(Some records)
______________________________

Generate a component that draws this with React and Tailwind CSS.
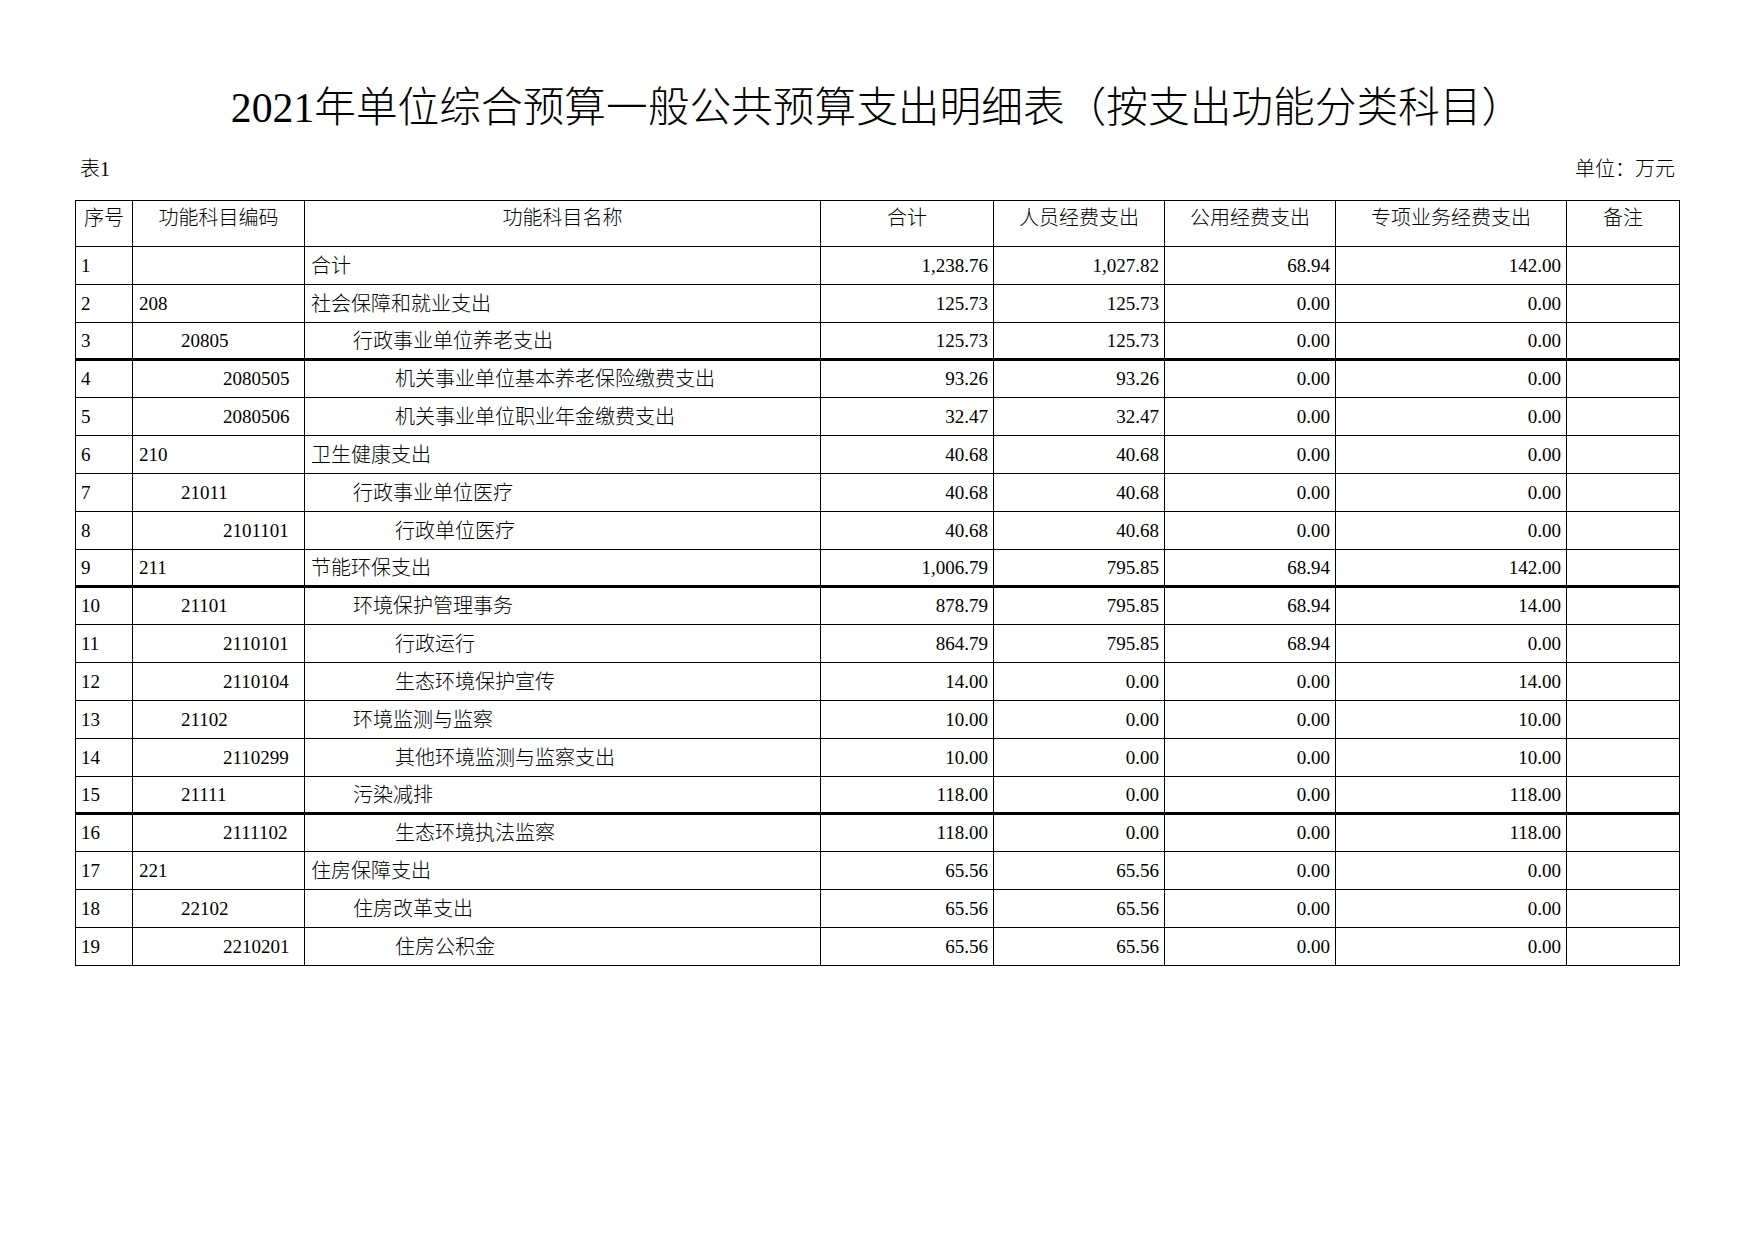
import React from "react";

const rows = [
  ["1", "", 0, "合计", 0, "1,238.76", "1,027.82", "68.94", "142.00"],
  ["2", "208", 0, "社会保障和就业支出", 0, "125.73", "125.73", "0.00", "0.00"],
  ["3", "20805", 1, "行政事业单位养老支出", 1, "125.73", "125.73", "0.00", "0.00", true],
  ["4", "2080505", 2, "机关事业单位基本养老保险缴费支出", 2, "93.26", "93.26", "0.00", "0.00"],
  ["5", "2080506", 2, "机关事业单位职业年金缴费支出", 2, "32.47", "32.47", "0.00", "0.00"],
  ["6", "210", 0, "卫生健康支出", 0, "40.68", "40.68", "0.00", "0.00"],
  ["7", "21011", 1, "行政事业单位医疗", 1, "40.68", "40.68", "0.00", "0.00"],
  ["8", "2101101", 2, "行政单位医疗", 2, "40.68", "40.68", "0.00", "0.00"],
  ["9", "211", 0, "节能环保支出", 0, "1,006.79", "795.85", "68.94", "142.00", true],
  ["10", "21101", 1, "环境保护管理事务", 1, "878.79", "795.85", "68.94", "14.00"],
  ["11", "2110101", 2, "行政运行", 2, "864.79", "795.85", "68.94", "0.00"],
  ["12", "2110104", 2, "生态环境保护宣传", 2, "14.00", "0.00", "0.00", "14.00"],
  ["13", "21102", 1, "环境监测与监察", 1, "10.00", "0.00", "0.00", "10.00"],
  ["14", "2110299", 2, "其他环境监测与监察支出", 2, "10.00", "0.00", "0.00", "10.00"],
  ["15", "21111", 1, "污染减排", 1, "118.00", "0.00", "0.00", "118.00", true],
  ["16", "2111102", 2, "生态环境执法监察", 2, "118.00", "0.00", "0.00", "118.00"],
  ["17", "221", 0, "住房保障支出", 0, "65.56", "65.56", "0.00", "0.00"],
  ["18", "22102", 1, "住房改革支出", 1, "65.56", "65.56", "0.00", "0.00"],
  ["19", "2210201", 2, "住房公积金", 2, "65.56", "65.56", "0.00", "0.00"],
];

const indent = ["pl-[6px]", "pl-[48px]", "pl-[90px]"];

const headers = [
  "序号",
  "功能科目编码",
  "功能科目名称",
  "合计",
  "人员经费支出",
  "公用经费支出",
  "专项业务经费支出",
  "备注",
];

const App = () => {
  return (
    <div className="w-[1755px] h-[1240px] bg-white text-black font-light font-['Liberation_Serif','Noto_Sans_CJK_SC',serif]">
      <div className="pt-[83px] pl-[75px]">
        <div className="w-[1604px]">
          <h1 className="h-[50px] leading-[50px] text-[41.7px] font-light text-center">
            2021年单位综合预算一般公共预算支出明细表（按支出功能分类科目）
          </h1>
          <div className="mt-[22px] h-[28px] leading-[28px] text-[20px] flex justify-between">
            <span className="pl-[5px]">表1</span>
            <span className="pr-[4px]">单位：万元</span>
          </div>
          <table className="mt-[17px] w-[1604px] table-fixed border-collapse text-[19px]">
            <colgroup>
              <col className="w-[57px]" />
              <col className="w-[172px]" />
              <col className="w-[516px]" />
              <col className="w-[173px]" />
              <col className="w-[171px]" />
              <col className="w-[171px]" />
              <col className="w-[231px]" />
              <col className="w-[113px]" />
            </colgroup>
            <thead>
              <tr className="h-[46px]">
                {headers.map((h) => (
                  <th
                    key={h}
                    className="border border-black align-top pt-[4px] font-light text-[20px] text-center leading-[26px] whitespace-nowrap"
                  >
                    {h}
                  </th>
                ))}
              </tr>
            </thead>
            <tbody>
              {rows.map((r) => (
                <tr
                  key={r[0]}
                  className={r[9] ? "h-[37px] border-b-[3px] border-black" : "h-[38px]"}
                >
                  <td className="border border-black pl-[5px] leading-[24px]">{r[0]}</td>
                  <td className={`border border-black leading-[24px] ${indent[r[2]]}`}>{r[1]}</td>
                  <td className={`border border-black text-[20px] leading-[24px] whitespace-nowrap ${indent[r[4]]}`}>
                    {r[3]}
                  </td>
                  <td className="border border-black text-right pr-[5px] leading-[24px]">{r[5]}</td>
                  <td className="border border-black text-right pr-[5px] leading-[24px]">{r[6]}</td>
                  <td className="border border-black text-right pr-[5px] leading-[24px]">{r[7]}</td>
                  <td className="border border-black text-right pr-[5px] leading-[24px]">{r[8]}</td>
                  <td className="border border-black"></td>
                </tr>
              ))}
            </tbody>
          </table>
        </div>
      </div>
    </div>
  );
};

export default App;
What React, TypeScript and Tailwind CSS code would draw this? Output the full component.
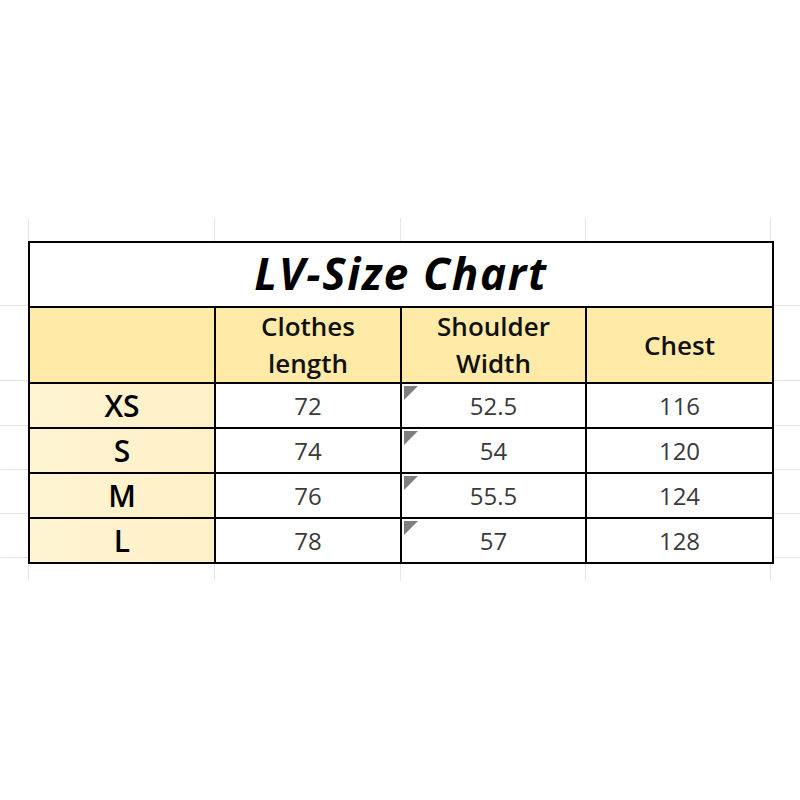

______________________________

▶ What you need to do
Gather and copy every line of the data in which the string "component" is found.

▶ Task result
Generate a component that draws this with React and Tailwind CSS.
What React, TypeScript and Tailwind CSS code would draw this? Output the full component.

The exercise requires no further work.